• [WHAT TO PRODUCE]: Only the number is wanted: count the lines that include the word "page".

* start DATA IN THIS EXERCISE *

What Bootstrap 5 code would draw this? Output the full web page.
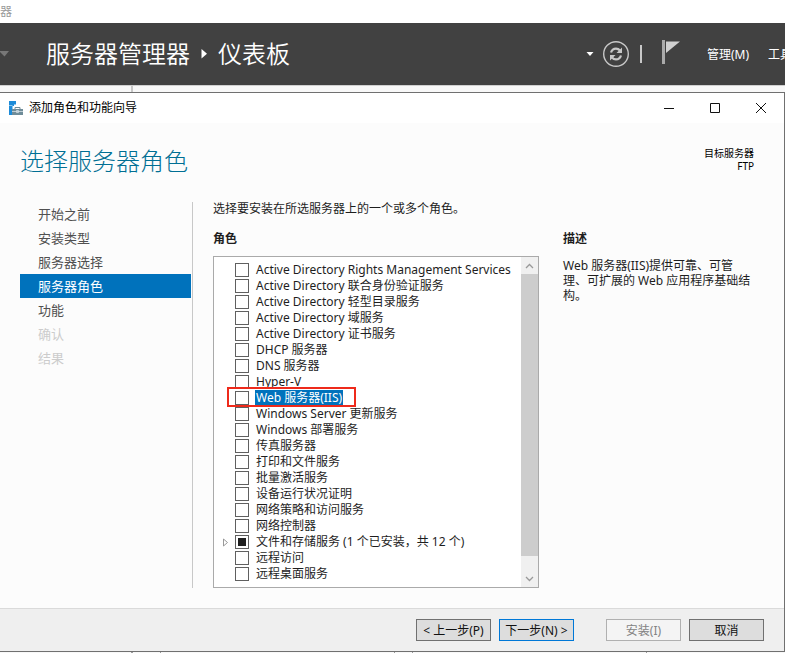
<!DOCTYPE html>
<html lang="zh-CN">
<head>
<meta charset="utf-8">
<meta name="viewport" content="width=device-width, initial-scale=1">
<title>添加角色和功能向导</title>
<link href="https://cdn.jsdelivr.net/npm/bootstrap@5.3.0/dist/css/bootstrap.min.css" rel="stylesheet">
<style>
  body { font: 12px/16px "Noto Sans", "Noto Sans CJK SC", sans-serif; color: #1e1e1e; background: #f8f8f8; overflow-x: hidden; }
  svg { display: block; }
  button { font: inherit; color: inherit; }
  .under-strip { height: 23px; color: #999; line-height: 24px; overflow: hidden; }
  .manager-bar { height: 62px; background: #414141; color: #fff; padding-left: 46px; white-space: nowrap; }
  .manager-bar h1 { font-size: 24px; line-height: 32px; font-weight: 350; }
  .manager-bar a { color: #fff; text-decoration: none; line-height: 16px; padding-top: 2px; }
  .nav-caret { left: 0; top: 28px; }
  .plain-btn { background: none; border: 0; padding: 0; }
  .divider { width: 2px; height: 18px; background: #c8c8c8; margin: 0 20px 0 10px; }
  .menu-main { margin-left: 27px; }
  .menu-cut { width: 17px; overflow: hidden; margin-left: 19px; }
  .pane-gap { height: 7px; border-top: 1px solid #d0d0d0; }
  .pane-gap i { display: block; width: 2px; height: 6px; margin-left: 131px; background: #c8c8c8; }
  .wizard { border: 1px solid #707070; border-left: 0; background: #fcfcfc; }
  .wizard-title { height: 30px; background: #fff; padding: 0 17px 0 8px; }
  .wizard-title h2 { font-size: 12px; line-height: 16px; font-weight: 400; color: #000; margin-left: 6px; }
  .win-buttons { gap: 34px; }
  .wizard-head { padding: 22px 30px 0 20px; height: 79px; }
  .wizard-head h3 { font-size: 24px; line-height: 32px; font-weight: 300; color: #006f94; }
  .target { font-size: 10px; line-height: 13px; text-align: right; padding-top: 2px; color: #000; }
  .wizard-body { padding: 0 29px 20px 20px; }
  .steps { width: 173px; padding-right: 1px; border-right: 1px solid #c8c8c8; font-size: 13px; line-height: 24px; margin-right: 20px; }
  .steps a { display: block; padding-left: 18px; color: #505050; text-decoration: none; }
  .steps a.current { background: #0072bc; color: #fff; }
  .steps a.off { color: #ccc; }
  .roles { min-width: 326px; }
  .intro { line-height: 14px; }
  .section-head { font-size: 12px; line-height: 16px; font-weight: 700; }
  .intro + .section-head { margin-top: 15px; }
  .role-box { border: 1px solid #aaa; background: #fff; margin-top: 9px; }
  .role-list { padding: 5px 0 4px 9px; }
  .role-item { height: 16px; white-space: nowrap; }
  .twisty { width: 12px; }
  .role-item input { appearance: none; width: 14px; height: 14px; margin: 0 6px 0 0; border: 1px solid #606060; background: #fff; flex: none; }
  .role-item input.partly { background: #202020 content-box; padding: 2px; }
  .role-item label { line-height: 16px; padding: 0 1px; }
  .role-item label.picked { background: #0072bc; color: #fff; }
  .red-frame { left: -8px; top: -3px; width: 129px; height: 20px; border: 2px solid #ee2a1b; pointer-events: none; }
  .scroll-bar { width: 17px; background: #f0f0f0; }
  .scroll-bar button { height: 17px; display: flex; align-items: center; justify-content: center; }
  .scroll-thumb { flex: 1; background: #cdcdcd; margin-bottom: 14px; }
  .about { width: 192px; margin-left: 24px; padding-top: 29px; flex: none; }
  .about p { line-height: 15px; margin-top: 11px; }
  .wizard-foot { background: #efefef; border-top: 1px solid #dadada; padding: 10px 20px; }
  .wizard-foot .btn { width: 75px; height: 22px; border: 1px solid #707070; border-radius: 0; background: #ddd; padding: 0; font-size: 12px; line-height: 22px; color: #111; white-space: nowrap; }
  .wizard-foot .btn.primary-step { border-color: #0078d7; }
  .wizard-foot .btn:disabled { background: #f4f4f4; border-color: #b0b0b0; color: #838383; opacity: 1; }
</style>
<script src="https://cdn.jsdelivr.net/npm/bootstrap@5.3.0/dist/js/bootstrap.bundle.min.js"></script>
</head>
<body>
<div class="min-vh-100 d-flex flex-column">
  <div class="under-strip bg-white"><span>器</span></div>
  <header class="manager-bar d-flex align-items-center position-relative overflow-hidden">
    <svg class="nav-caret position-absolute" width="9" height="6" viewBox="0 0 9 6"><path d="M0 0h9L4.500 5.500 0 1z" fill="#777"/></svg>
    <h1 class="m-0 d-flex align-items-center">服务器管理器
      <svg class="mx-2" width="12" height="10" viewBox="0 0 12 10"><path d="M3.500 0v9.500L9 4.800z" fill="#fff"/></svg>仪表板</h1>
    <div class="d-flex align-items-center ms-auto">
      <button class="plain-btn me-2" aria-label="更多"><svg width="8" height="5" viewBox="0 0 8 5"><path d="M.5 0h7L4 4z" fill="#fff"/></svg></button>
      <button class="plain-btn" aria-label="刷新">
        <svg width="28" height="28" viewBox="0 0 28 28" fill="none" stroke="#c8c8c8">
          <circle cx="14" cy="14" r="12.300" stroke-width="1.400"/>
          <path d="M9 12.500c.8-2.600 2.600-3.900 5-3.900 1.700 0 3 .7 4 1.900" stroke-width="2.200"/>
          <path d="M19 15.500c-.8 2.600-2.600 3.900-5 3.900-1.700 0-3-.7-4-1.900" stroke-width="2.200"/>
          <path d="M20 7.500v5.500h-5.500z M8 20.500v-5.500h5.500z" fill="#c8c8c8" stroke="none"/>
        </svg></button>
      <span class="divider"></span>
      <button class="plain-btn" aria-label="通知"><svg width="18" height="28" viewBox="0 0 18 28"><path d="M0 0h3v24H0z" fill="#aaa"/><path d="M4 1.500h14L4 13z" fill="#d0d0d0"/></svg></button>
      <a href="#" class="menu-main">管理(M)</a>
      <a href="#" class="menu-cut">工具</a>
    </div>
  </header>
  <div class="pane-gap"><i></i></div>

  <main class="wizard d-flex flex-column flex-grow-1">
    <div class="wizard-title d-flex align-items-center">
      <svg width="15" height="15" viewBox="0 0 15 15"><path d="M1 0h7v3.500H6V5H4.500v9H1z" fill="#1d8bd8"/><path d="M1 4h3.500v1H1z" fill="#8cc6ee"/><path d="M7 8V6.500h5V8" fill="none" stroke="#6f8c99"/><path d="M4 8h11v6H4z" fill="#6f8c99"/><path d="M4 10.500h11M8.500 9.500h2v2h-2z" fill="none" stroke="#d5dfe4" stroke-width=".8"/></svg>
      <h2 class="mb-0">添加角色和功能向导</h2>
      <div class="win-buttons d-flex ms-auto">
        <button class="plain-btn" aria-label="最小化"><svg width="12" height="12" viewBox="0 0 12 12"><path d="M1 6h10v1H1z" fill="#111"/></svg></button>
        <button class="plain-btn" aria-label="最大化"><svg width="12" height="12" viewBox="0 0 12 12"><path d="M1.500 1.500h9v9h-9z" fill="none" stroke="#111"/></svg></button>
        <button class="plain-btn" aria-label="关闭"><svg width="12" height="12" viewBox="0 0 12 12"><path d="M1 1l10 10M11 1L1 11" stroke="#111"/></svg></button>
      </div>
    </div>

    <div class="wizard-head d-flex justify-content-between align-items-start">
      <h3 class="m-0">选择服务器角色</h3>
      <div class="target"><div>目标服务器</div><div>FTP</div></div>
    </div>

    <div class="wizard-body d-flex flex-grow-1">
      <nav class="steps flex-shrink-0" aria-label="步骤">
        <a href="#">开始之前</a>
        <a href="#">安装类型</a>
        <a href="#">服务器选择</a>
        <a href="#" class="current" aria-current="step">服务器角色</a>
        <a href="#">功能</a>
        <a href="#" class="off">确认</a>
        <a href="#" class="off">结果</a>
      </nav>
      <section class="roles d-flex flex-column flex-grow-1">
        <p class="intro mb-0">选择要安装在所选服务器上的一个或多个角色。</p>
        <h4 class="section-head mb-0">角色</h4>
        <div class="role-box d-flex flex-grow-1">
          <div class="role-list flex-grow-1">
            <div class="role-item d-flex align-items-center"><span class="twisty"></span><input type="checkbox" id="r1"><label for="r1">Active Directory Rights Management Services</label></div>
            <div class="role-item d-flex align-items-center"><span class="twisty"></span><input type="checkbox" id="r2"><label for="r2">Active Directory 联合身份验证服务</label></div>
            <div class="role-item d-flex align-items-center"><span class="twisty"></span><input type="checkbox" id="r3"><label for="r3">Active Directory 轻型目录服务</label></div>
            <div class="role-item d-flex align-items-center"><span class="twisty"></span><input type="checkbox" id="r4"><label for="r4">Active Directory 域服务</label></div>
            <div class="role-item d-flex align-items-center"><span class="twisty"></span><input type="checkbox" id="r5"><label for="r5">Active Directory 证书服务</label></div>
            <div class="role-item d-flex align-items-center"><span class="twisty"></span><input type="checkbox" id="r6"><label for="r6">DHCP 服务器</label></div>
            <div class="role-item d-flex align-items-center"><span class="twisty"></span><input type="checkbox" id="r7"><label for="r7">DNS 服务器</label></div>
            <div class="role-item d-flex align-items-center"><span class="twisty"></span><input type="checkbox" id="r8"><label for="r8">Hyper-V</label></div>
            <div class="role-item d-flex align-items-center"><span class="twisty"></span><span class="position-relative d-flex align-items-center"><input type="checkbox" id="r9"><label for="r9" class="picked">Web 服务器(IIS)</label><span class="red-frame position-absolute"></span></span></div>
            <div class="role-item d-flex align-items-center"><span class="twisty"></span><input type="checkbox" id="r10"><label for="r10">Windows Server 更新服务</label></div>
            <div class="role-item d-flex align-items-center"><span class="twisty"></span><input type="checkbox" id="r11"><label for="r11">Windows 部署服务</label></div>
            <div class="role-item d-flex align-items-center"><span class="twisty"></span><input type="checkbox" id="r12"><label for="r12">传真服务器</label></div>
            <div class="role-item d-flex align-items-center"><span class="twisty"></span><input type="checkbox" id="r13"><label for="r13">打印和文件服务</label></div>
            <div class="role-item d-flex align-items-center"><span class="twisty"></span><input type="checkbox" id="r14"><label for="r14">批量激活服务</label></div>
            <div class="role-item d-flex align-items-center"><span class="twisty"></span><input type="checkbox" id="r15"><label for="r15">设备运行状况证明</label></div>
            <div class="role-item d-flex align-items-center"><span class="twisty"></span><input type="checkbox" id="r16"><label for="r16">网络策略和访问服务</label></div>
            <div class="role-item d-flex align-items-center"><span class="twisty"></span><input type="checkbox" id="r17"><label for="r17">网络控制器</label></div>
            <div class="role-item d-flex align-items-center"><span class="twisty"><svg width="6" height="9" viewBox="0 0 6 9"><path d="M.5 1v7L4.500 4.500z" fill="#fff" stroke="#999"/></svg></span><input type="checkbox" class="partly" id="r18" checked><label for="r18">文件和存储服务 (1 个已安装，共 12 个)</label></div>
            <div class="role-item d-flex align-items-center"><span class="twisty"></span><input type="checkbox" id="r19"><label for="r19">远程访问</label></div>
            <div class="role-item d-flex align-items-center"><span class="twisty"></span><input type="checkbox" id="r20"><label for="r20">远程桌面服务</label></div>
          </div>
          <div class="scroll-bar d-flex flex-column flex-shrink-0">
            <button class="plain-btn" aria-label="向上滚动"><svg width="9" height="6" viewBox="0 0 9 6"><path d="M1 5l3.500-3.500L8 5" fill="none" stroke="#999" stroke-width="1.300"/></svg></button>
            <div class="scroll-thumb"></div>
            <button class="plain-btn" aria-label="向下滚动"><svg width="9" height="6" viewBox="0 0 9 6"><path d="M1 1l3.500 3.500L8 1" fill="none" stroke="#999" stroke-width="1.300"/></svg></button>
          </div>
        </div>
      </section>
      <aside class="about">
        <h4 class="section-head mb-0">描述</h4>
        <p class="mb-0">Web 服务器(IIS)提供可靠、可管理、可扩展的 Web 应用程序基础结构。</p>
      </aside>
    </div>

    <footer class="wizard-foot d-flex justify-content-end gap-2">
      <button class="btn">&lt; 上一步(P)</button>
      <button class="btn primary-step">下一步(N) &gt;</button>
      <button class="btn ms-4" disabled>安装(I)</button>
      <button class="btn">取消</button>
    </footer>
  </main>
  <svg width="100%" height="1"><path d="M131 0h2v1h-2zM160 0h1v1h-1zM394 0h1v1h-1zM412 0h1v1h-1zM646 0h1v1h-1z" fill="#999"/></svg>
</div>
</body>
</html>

* end DATA IN THIS EXERCISE *
* start DATA IN THIS EXERCISE *

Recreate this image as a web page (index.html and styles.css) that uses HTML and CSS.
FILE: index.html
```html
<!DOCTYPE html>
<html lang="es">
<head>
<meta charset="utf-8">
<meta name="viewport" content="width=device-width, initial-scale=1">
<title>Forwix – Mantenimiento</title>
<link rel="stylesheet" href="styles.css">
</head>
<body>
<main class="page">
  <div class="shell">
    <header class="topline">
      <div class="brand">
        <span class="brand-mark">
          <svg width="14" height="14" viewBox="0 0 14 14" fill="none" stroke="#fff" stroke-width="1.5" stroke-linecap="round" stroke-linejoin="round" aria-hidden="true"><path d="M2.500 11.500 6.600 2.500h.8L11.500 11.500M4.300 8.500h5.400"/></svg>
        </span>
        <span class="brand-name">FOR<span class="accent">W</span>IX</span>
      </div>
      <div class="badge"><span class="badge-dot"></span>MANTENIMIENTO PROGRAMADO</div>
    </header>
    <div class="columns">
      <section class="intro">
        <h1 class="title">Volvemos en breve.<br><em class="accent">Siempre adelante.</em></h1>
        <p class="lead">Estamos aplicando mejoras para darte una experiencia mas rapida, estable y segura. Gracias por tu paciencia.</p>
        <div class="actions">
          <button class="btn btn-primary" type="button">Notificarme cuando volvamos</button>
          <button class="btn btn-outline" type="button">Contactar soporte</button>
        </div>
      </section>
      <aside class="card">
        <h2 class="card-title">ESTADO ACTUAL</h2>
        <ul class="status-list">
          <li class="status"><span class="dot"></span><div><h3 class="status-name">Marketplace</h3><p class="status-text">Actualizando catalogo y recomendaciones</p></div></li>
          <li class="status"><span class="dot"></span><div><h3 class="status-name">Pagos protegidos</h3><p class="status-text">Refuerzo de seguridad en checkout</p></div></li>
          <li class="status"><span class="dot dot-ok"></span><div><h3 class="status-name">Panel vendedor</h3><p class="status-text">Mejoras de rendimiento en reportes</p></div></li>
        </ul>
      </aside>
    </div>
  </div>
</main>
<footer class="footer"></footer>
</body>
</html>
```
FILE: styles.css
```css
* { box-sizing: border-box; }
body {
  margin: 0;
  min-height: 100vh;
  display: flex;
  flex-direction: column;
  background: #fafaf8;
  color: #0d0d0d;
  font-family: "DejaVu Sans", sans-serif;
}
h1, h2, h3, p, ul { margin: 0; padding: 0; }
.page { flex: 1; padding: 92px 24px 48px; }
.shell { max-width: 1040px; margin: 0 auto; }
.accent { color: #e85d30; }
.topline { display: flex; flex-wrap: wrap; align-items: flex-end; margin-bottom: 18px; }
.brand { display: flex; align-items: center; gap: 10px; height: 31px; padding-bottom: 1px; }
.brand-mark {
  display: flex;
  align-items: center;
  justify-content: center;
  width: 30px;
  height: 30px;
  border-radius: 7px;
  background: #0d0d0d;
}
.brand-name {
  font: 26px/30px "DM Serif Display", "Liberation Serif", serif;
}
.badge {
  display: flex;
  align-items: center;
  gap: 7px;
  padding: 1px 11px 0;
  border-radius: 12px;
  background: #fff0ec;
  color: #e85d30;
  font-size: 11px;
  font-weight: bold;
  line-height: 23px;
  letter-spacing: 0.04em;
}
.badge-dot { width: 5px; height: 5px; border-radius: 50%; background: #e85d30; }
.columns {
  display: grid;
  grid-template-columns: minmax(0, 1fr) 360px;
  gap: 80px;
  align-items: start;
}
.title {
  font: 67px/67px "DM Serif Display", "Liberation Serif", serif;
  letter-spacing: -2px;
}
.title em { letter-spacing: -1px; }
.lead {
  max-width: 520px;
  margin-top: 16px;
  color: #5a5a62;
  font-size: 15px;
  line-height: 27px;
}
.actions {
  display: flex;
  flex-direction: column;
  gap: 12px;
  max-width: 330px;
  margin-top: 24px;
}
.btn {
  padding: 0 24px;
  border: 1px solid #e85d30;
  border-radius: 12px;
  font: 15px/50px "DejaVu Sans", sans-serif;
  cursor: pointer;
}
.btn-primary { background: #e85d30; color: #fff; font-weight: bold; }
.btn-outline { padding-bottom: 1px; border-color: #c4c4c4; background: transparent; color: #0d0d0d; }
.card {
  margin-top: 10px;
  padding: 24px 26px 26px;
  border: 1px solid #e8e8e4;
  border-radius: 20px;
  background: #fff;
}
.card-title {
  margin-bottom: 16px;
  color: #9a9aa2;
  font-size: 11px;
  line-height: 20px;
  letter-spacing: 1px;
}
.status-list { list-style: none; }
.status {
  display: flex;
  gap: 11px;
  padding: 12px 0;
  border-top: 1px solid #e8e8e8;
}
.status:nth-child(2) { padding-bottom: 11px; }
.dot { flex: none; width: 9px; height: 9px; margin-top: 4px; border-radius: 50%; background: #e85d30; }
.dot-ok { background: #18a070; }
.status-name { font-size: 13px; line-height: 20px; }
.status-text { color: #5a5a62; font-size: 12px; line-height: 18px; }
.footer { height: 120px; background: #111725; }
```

* end DATA IN THIS EXERCISE *

• [RESPONSE]: 4